(Instructions to follow): Every line with the word "this" in it should be extracted from the data that follows.

(Data shown):
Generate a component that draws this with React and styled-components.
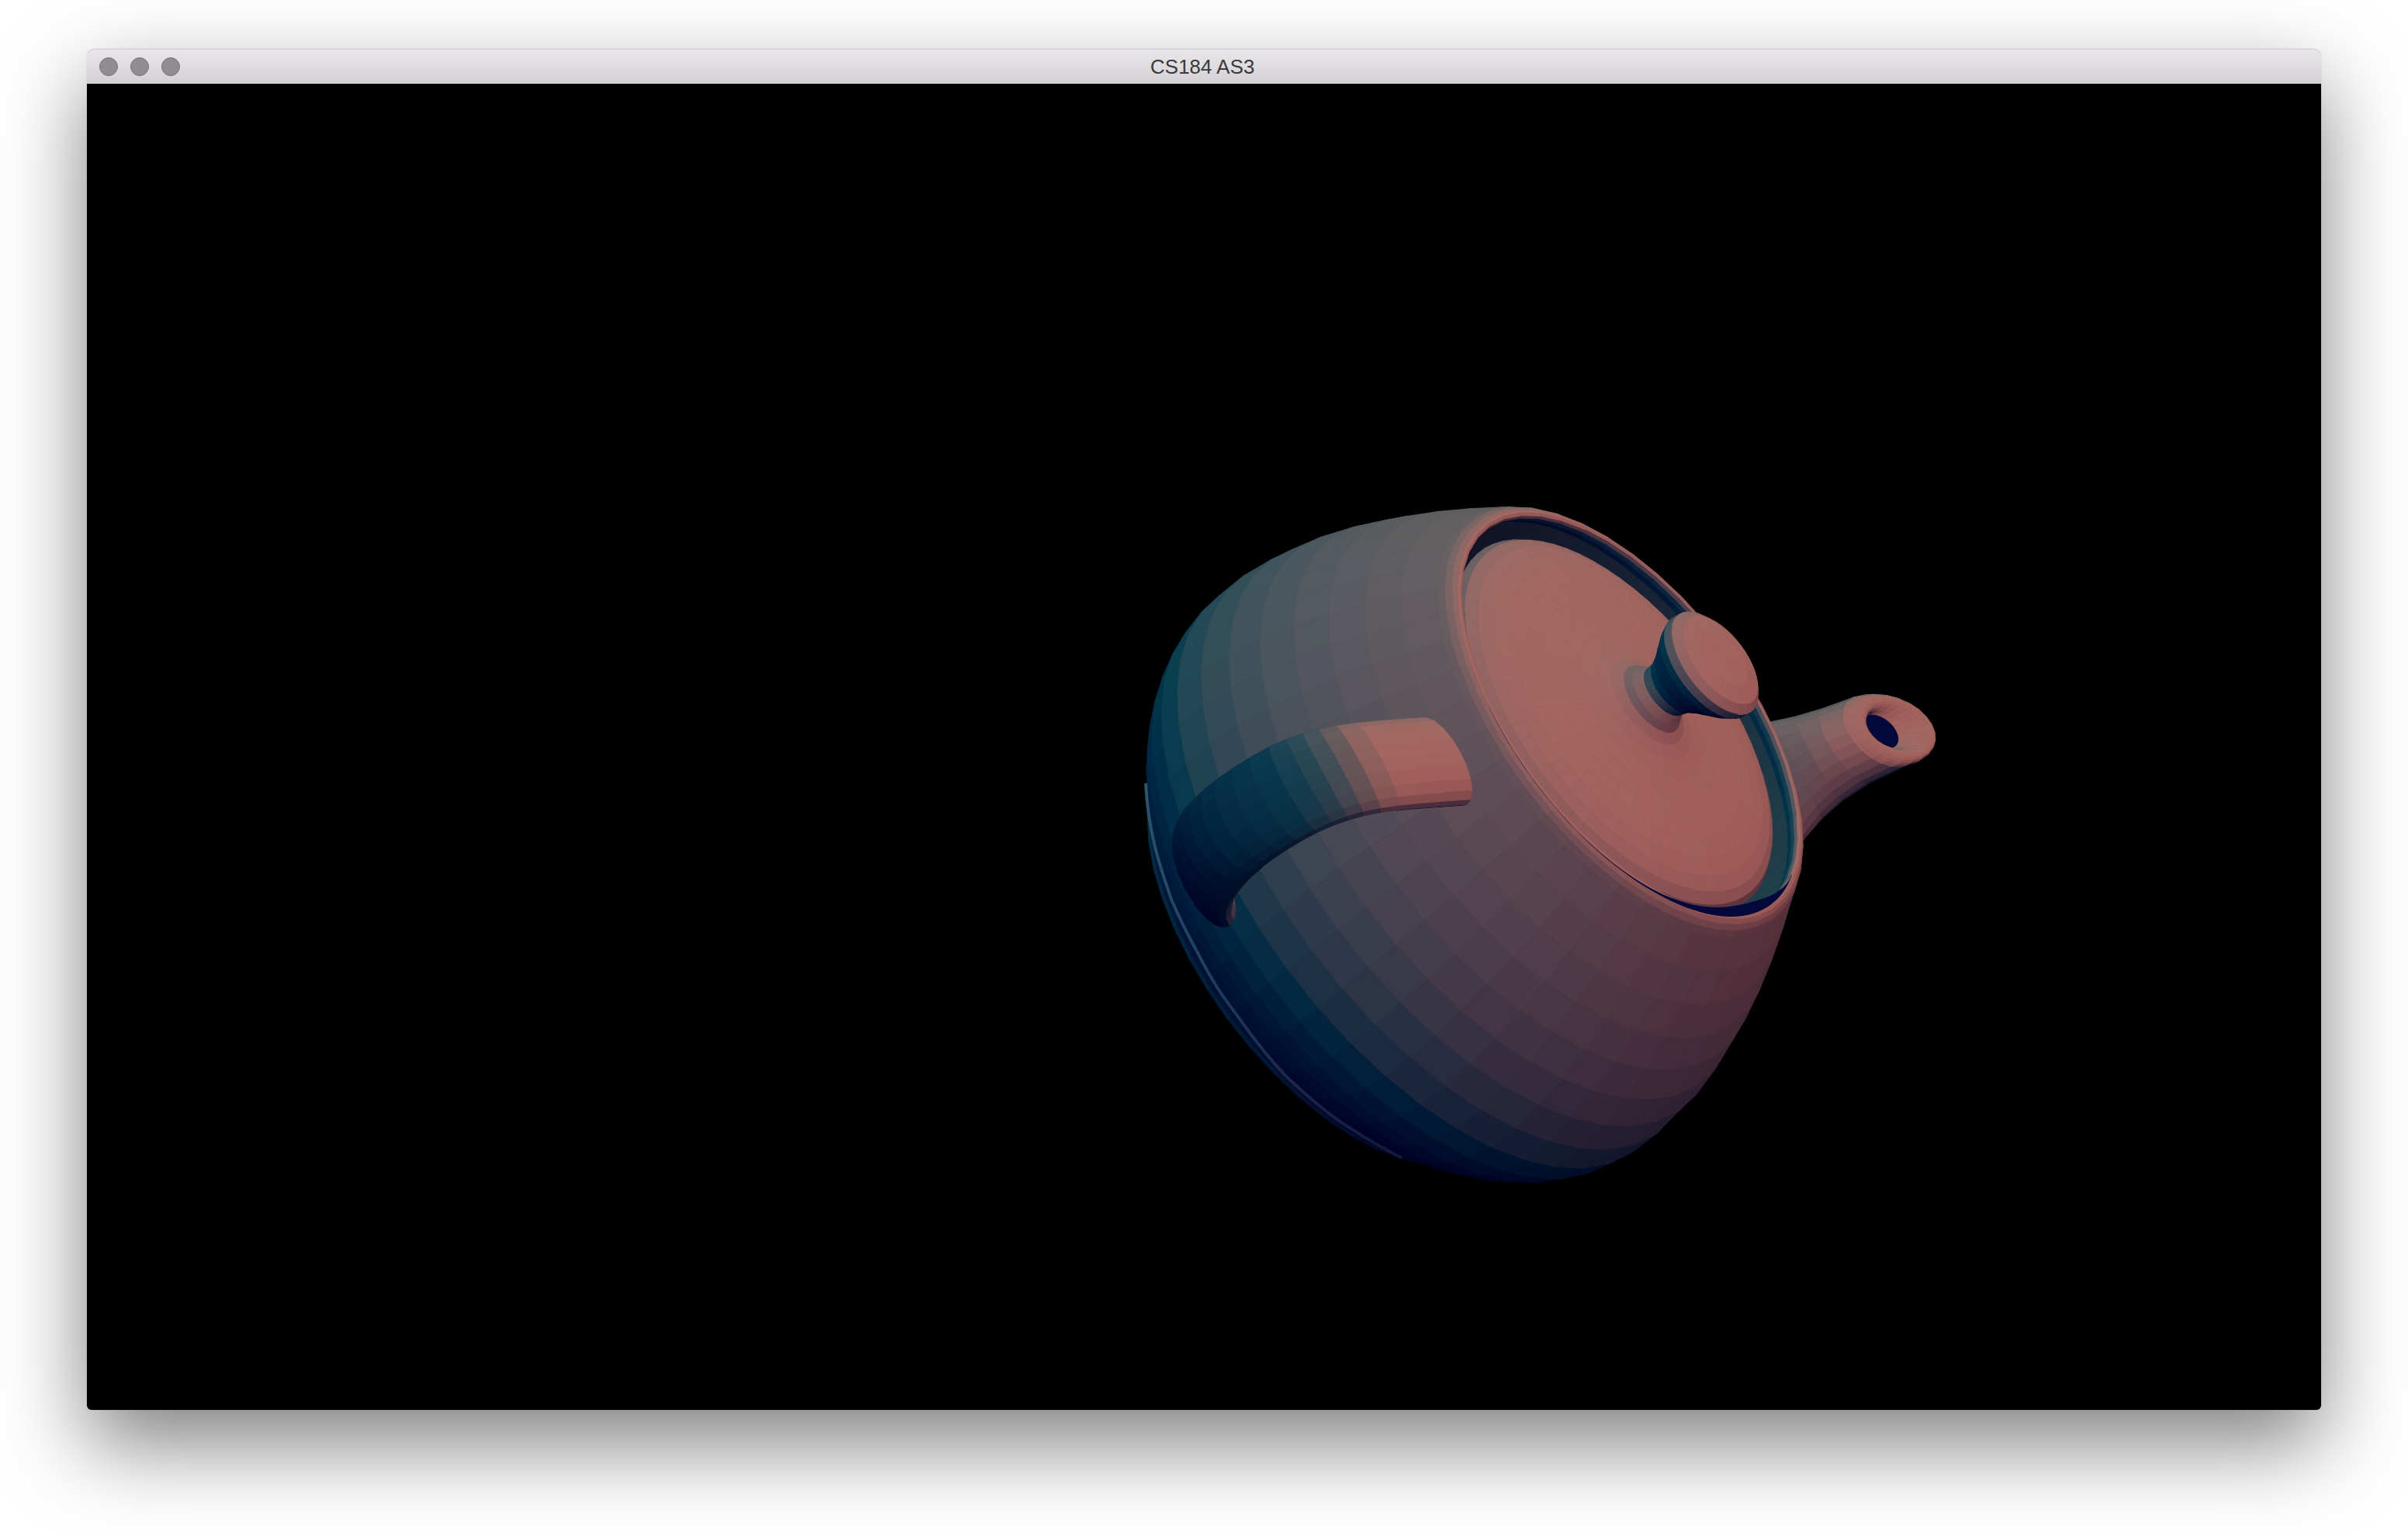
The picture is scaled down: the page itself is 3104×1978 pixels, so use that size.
import React, {useMemo} from "react";
import styled, {createGlobalStyle} from "styled-components";

// teapot profiles as (r, z), Newell's control points nudged to fit this mesh
const BODY = [
  [[1.4, 2.25], [1.3375, 2.38125], [1.4375, 2.38125], [1.5, 2.25]],
  [[1.5, 2.25], [1.8, 1.8], [2.1, 1.25], [2.05, 0.75]],
  [[2.05, 0.75], [2, 0.3], [1.5, 0.075], [1.5, 0]],
];
const INSIDE = [[[1.4, 1.2], [1.4, 1.6], [1.4, 2], [1.4, 2.25]]];
const KNOB = [[[0, 3.02], [0.8, 3.02], [0, 2.72], [0.2, 2.57]]];
const LID = [[[0.2, 2.57], [0.25, 2.38], [1.25, 2.42], [1.3, 2.2]]];
const SPOUT = [
  {a: [[1.7, 1.3], [2.6, 1.3], [2.3, 1.95], [2.7, 2.4]], b: [[1.7, 0.6], [3.1, 0.825], [2.4, 1.2], [3.3, 2.4]], w: [0.66, 0.62, 0.25, 0.25]},
  {a: [[2.7, 2.4], [2.8, 2.475], [2.9, 2.475], [2.85, 2.4]], b: [[3.3, 2.4], [3.525, 2.49375], [3.45, 2.5125], [3.15, 2.4]], w: [0.25, 0.25, 0.15, 0.12]},
];
const HANDLE = [
  {a: [[-1.6, 1.875], [-2.3, 1.875], [-2.7, 1.875], [-2.7, 1.65]], b: [[-1.5, 2.1], [-2.5, 2.1], [-3, 2.1], [-3, 1.65]], w: [0.3, 0.3, 0.3, 0.3]},
  {a: [[-2.7, 1.65], [-2.7, 1.425], [-2.5, 0.975], [-2, 0.75]], b: [[-3, 1.65], [-3, 1.2], [-2.65, 0.7875], [-1.9, 0.45]], w: [0.3, 0.3, 0.3, 0.3]},
];

// projection onto page pixels, fitted by hand to the reference
const ORIGIN = [1740, 1172];
const AXIS_X = [120, -8];
const AXIS_Y = [100, 185];
const AXIS_Z = [154, -107];
const SHEAR = 18;
const RIGHT = [0.564, 0.427, 0.709];
const DOWN = [-0.055, 0.873, -0.491];
const VIEW = [-0.83, 0.24, 0.51];

const dot = (a, b) => a[0] * b[0] + a[1] * b[1] + a[2] * b[2];
const sub = (a, b) => [a[0] - b[0], a[1] - b[1], a[2] - b[2]];
const cross = (a, b) => [a[1] * b[2] - a[2] * b[1], a[2] * b[0] - a[0] * b[2], a[0] * b[1] - a[1] * b[0]];
const norm = (a) => {
  const l = Math.hypot(a[0], a[1], a[2]) || 1;
  return [a[0] / l, a[1] / l, a[2] / l];
};
const bez = (c, t) => {
  const s = 1 - t;
  const k = [s * s * s, 3 * s * s * t, 3 * s * t * t, t * t * t];
  return k[0] * c[0] + k[1] * c[1] + k[2] * c[2] + k[3] * c[3];
};
const bez2 = (c, t) => [bez(c.map((p) => p[0]), t), bez(c.map((p) => p[1]), t)];

// the mesh differs from the stock teapot: longer body, lower spout, leaning knob
const warpBody = ([x, y, z]) => [x, y, z < 2.25 ? 2.25 - (2.25 - z) * 1.22 : z];
const warpSpout = ([x, y, z]) =>
  warpBody([x > 1.7 ? 1.7 + (x - 1.7) * 1.16 : x, y, z > 1.425 ? 1.425 + (z - 1.425) * 0.55 : z]);
const warpHandle = ([x, y, z]) => [x - Math.max(0, 1.875 - z) * 0.45 + 0.08, y, z - 0.1];
const warpKnob = ([x, y, z]) => [x + Math.max(0, z - 2.57) * 0.35, y, z];

// tints per channel: the far bend of the handle cools to blue, the pot's inside is dimmer
const handleTint = ([x]) => {
  const t = Math.max(0.08, Math.min(1, 1 - (-2.25 - x) * 1.3));
  return [t, 0.6 + 0.4 * t, 0.8 + 0.2 * t];
};
const insideTint = () => [0.85, 0.85, 0.85];
const noTint = () => [1, 1, 1];

const project = ([x, y, z]) => {
  const sx = ORIGIN[0] + x * AXIS_X[0] + y * AXIS_Y[0] + z * AXIS_Z[0] + Math.max(0, 2.25 - z) * SHEAR;
  const sy = ORIGIN[1] + x * AXIS_X[1] + y * AXIS_Y[1] + z * AXIS_Z[1];
  return [sx, sy];
};

const clamp = (v) => Math.max(0, Math.min(255, Math.round(v)));

// warm/cool shading, linear in the normal as seen from the camera
const shade = (n, tint) => {
  const sx = dot(n, RIGHT);
  const sy = -dot(n, DOWN);
  const sz = dot(n, VIEW);
  const r = 28 + 90 * sx + 72 * sy + 72 * sz;
  const g = 48 + 20 * sx + 46 * sy + 30 * sz;
  const b = 64 + 6 * sx + 30 * sy + 22 * sz;
  return `rgb(${clamp(r * tint[0])},${clamp(g * tint[1])},${clamp(b * tint[2])})`;
};

const toPoints = (pts) => pts.map((p) => project(p).map((v) => v.toFixed(1)).join(",")).join(" ");

// turn a grid of 3d points into sorted, back-face culled polygons
const facets = (grid, tintAt = noTint) => {
  const out = [];
  for (let i = 0; i < grid.length - 1; i++) {
    for (let j = 0; j < grid[i].length - 1; j++) {
      const q = [grid[i][j], grid[i + 1][j], grid[i + 1][j + 1], grid[i][j + 1]];
      const n = norm(cross(sub(q[2], q[0]), sub(q[3], q[1])));
      if (dot(n, VIEW) <= 0) continue;
      const mid = [0, 1, 2].map((k) => (q[0][k] + q[1][k] + q[2][k] + q[3][k]) / 4);
      out.push({depth: dot(mid, VIEW), fill: shade(n, tintAt(mid)), points: toPoints(q)});
    }
  }
  return out.sort((a, b) => a.depth - b.depth);
};

const revolve = (curves, steps, segs, warp = (p) => p, tintAt) => {
  const grid = [];
  curves.forEach((c, ci) => {
    for (let s = ci === 0 ? 0 : 1; s <= steps; s++) {
      const [r, z] = bez2(c, s / steps);
      const ring = [];
      for (let j = 0; j <= segs; j++) {
        const a = (j / segs) * Math.PI * 2;
        ring.push(warp([r * Math.cos(a), r * Math.sin(a), z]));
      }
      grid.push(ring);
    }
  });
  return facets(grid, tintAt);
};

const tube = (parts, steps, segs, warp, tintAt) => {
  const grid = [];
  parts.forEach((part, pi) => {
    for (let s = pi === 0 ? 0 : 1; s <= steps; s++) {
      const t = s / steps;
      const a = bez2(part.a, t);
      const b = bez2(part.b, t);
      const w = bez(part.w, t);
      const cx = (a[0] + b[0]) / 2;
      const cz = (a[1] + b[1]) / 2;
      const ring = [];
      for (let j = 0; j <= segs; j++) {
        const f = (j / segs) * Math.PI * 2;
        ring.push(warp([cx + (Math.cos(f) * (a[0] - b[0])) / 2, Math.sin(f) * w, cz + (Math.cos(f) * (a[1] - b[1])) / 2]));
      }
      grid.push(ring);
    }
  });
  return {grid, polys: facets(grid, tintAt)};
};

// dark seam where the lid meets the near rim, thin on the handle side, widest by the bottom
const seamPoints = () => {
  const outer = [];
  const inner = [];
  for (let deg = 185; deg >= 55; deg -= 2.5) {
    const a = (deg * Math.PI) / 180;
    const u = (185 - deg) / 130;
    const w = 0.003 + 0.07 * Math.pow(Math.sin(Math.PI * Math.pow(u, 2.6)), 2);
    const at = (r) => [r * Math.cos(a), r * Math.sin(a), 2.33];
    outer.push(at(1.4));
    inner.unshift(at(1.4 - w));
  }
  return toPoints([...outer, ...inner]);
};

const buildTeapot = () => {
  const spout = tube(SPOUT, 10, 24, warpSpout);
  const hole = {fill: "#02093a", points: toPoints(spout.grid[spout.grid.length - 1])};
  const under = [
    hole,
    ...spout.polys,
    ...revolve(INSIDE, 4, 72, warpBody, insideTint),
    ...revolve(LID, 12, 72),
    ...revolve(BODY, 8, 44, warpBody),
  ];
  const over = [...revolve(KNOB, 10, 44, warpKnob), ...tube(HANDLE, 9, 20, warpHandle, handleTint).polys];
  return {under, over, seam: seamPoints()};
};

const GlobalStyle = createGlobalStyle`
  html, body {
    margin: 0;
    background: #fff;
  }
`;

const Page = styled.div`
  width: 3104px;
  height: 1978px;
  padding: 63px 0 0 112px;
  box-sizing: border-box;
  overflow: hidden;
  background: #fff;
`;

const Window = styled.div`
  width: 2880px;
  height: 1755px;
  border-radius: 10px 10px 6px 6px;
  box-shadow: 0 44px 110px rgba(0, 0, 0, 0.5), 0 0 1px rgba(0, 0, 0, 0.4);
`;

const TitleBar = styled.div`
  height: 45px;
  box-sizing: border-box;
  display: grid;
  grid-template-columns: 1fr auto 1fr;
  align-items: center;
  padding: 0 20px 0 16px;
  border-radius: 10px 10px 0 0;
  border-top: 1px solid #d0d0d0;
  background: linear-gradient(#e9e7e9, #d2d0d2);
`;

const Lights = styled.div`
  display: flex;
  gap: 16px;
`;

const Light = styled.span`
  width: 24px;
  height: 24px;
  box-sizing: border-box;
  border-radius: 50%;
  background: #8f8d8f;
  border: 1px solid #767476;
`;

const Title = styled.div`
  font-family: "Liberation Sans", Arial, sans-serif;
  font-size: 26px;
  color: #3a3a3a;
  white-space: nowrap;
`;

const Canvas = styled.div`
  height: 1710px;
  background: #000;
  border-radius: 0 0 6px 6px;
  overflow: hidden;
`;

const Scene = styled.svg`
  display: block;
  width: 2880px;
  height: 1710px;
`;

const Facets = ({items}) =>
  items.map((p, i) => <polygon key={i} points={p.points} fill={p.fill} stroke={p.fill} strokeWidth="0.8" />);

export default function App() {
  const {under, over, seam} = useMemo(buildTeapot, []);
  return (
    <Page>
      <GlobalStyle />
      <Window>
        <TitleBar>
          <Lights>
            <Light />
            <Light />
            <Light />
          </Lights>
          <Title>CS184 AS3</Title>
        </TitleBar>
        <Canvas>
          <Scene viewBox="112 108 2880 1710">
            <defs>
              <linearGradient id="ridge" x1="0" y1="0" x2="0" y2="1">
                <stop offset="0" stopColor="#2a566c" />
                <stop offset="0.5" stopColor="#1f3f60" />
                <stop offset="1" stopColor="#15183a" />
              </linearGradient>
            </defs>
            <Facets items={under} />
            {/* lip along the far edge of the base */}
            <path
              d="M1477 1010 C1480 1080 1500 1130 1510 1160 C1525 1195 1535 1212 1543 1227 C1565 1270 1580 1290 1593 1307 C1620 1345 1640 1370 1660 1390 C1690 1418 1710 1435 1733 1450 C1760 1468 1785 1482 1807 1493"
              fill="none"
              stroke="url(#ridge)"
              strokeWidth="4"
            />
            <polygon points={seam} fill="#02093a" />
            <Facets items={over} />
          </Scene>
        </Canvas>
      </Window>
    </Page>
  );
}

(Exercise answer):
Generate a component that draws this with React and styled-components.
// teapot profiles as (r, z), Newell's control points nudged to fit this mesh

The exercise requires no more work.